O biodiesel traz a reboque inúmeras vantagens, também conhecidas por externalidades, que precisam ser promovidas para que se possa aquilatar mais adequadamente a sua importância estratégica para o país. Vejamos algumas:
Viés técnico: o biodiesel foi amplamente testado no Brasil pelas principais montadoras e sistemistas instalados no país sob coordenação do Governo Federal. As empresas, em sua maioria, anunciam em seus sites e manuais a garantia de que seus produtos são adequados para teores de 15% e até 20% de mistura, acima até do atual previsto em lei.
Viés social e inclusivo: parte significativa da matéria-prima utilizada no biodiesel provém da agricultura familiar, sendo mais de 74 mil famílias beneficiadas. Ou seja, transferência direta de renda para o campo com prestação contínua de assistência técnica e extensão rural para fornecimento de tecnologias. Além disso, direta ou indiretamente, emprega mais de 1,5 milhão de trabalhadores em toda a cadeia produtiva de oleaginosas e biodiesel. O setor produtivo investiu mais de 9 bilhões de reais no país e conta com mais de 50 usinas espalhadas pelo território brasileiro (inexistentes 15 anos atrás!).
Viés ambiental: o biodiesel é de origem renovável, ou seja, reduz a emissão dos gases de efeito estufa em 70% a 80% quando comparado ao concorrente fóssil. A mistura, portanto, é fundamental para que o Brasil possa cumprir com seus compromissos ambientais frente ao Protocolo de Paris. Além disso, o biocombustível reduz de maneira importante os principais gases poluidores nocivos à saúde pública. Mais biodiesel, portanto, implica menos internações hospitalares e mortes causadas por doenças respiratórias.
Dependência brasileira nos derivados: No ano de 2020 o Brasil importou 11,8 bilhões de litros de diesel a um custo de cerca de US$ 340/m³. Se não houvesse o biodiesel, a necessidade brasileira por diesel seria atendida com a importação de cerca de 6,4 bilhões de litros de diesel mineral adicionais, a um custo de cerca de 2,2 bilhões de dólares, recurso que o país deixou de enviar para o exterior graças ao biocombustível nacional.

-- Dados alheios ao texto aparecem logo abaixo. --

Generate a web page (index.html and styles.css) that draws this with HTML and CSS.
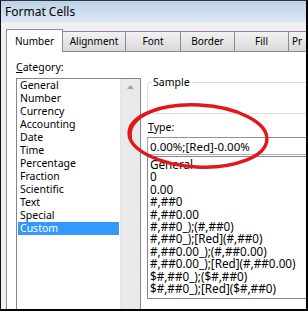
FILE: index.html
```html
<!DOCTYPE html>
<html>
<head>
<title>Format Cells</title>
<link rel="stylesheet" href="styles.css">
</head>
<body>
<div class="dialog">
  <div class="titlebar">Format Cells</div>

  <div class="dialog-body">
    <div class="tabs">
      <div class="tab active">Number</div>
      <div class="tab tab-alignment">Alignment</div>
      <div class="tab tab-font">Font</div>
      <div class="tab tab-border">Border</div>
      <div class="tab tab-fill">Fill</div>
      <div class="tab tab-protect">Pr</div>
    </div>

    <div class="panel">
      <div class="left-col">
        <div class="label"><u>C</u>ategory:</div>
        <div class="listbox">
          <div class="list-items">
            <div class="item">General</div>
            <div class="item">Number</div>
            <div class="item">Currency</div>
            <div class="item">Accounting</div>
            <div class="item">Date</div>
            <div class="item">Time</div>
            <div class="item">Percentage</div>
            <div class="item">Fraction</div>
            <div class="item">Scientific</div>
            <div class="item">Text</div>
            <div class="item">Special</div>
            <div class="item selected">Custom</div>
          </div>
          <div class="scrollbar">
            <svg class="arrow" width="7" height="4" viewBox="0 0 7 4"><path d="M0 4 L3.5 0 L7 4 Z" fill="#a4a4a4"/></svg>
          </div>
        </div>
      </div>

      <div class="right-col">
        <div class="sample">
          <span class="sample-title">Sample</span>
        </div>
        <div class="label type-label"><u>T</u>ype:</div>
        <div class="type-input">0.00%;[Red]-0.00%</div>
        <div class="type-list">
          <div class="code">General</div>
          <div class="code">0</div>
          <div class="code">0.00</div>
          <div class="code">#,##0</div>
          <div class="code">#,##0.00</div>
          <div class="code">#,##0_);(#,##0)</div>
          <div class="code">#,##0_);[Red](#,##0)</div>
          <div class="code">#,##0.00_);(#,##0.00)</div>
          <div class="code">#,##0.00_);[Red](#,##0.00)</div>
          <div class="code">$#,##0_);($#,##0)</div>
          <div class="code">$#,##0_);[Red]($#,##0)</div>
        </div>
      </div>
    </div>
  </div>

  <!-- hand drawn highlight over the Type field -->
  <svg class="circle" width="308" height="311" viewBox="0 0 308 311">
    <g transform="rotate(3 198 136)" fill="none" stroke="#e3161c" stroke-linecap="round">
      <ellipse cx="198" cy="136" rx="69" ry="31" stroke-width="3.4"/>
      <path d="M131 141 C128 128 140 117 160 110" stroke-width="2.4"/>
    </g>
  </svg>
</div>
</body>
</html>
```

FILE: styles.css
```css
body {
  margin: 0;
  font-family: "Noto Sans", "Open Sans", sans-serif;
  color: #000;
}
.dialog {
  position: relative;
  width: 308px;
  height: 311px;
  box-sizing: border-box;
  border-top: 1px solid #333;
  border-left: 1px solid #111;
  border-right: 2px solid #000;
  border-bottom: 2px solid #000;
  background-color: #f0f0f0;
  overflow: hidden;
}
.titlebar {
  height: 21px;
  line-height: 21px;
  padding-left: 4px;
  font-size: 12px;
  background: linear-gradient(#bcd2e9, #dbe8f5);
}
.dialog-body {
  padding: 6px 0 0 5px;
}
.tabs {
  display: flex;
  align-items: flex-end;
  height: 23px;
}
.tab {
  box-sizing: border-box;
  flex-shrink: 0;
  height: 20px;
  line-height: 18px;
  text-align: center;
  font-size: 10px;
  border: 1px solid #898c95;
  border-bottom: none;
  border-left: none;
  background: linear-gradient(#f2f2f2, #e6e6e6 50%, #d9d9d9);
}
.tab.active {
  width: 57px;
  height: 23px;
  line-height: 22px;
  border-left: 1px solid #898c95;
  background: #fff;
  position: relative;
  top: 1px;
}
.tab-alignment { width: 63px; }
.tab-font { width: 55px; }
.tab-border { width: 54px; }
.tab-fill { width: 54px; }
.tab-protect { width: 40px; text-align: left; padding-left: 3px; }
.panel {
  display: flex;
  gap: 6px;
  height: 300px;
  background-color: #fff;
  border-left: 1px solid #898c95;
  border-top: 1px solid #898c95;
  padding-left: 9px;
}
.label {
  font-size: 10.5px;
  height: 13px;
  line-height: 13px;
}
.left-col {
  flex-shrink: 0;
  width: 125px;
  padding-top: 9px;
}
.left-col .label {
  margin-bottom: 4px;
}
.listbox {
  display: flex;
  height: 260px;
  border: 1px solid #828790;
}
.list-items {
  flex: 1;
  padding: 0 1px;
}
.item {
  height: 13px;
  line-height: 13px;
  font-size: 10.5px;
  padding-left: 2px;
}
.item.selected {
  background-color: #3399ff;
  color: #fff;
}
.scrollbar {
  width: 20px;
  background-color: #eaeaea;
  border-left: 1px solid #e3e3e3;
  display: flex;
  justify-content: center;
  padding-top: 6px;
  box-sizing: border-box;
}
.arrow {
  display: block;
}
.right-col {
  flex: 1;
  min-width: 0;
  padding-top: 30px;
}
.sample {
  height: 30px;
  margin-right: -20px;
  border: 1px solid #d5dfe5;
  border-radius: 3px;
  position: relative;
}
.sample-title {
  position: absolute;
  left: 4px;
  top: -8px;
  padding: 0 2px 0 1px;
  background: #fff;
  font-size: 10.5px;
  line-height: 14px;
}
.type-label {
  margin-top: 7px;
  margin-left: 1px;
}
.type-input {
  margin-top: 3px;
  margin-right: -20px;
  height: 18px;
  line-height: 17px;
  box-sizing: border-box;
  border: 1px solid #abadb3;
  border-top-color: #8f9297;
  padding-left: 2px;
  font-size: 11.5px;
}
.type-list {
  margin-top: 1px;
  margin-right: -20px;
  height: 143px;
  box-sizing: border-box;
  border: 1px solid #828790;
  padding: 1px 0 0 2px;
}
.code {
  height: 12.4px;
  line-height: 12.4px;
  font-size: 11.7px;
  white-space: nowrap;
}
.circle {
  position: absolute;
  left: -1px;
  top: -1px;
  pointer-events: none;
}
```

Aproveitamento de subprodutos: Antes do biodiesel, tanto o sebo animal quanto o óleo de fritura usado não possuíam mercado para absorção completa. Com o biodiesel passaram a fazer parte da cesta básica de matérias-primas, mitigando problemas ambientais importantes e transformando resíduos em energia limpa. Isso sem contar que a produção de biodiesel estimula o processamento de soja no Brasil e a oferta de farelo proteico, ingrediente essencial das rações animais.
Há inúmeras outras externalidades positivas, mas as destacadas já exprimem um rol de vantagens que podem ser restringidas com prejuízos evidentes para o país – do ponto de vista social, ambiental, ou macroeconômico –, caso o cronograma já definido em lei, que consiste em atingir 14% em volume (B14) em 2022 e 15% (B15) em 2023, não seja seguido.
Sendo assim, senhores membros do CNPE, quando se tratar de biodiesel, considerem seu valor e não seu custo.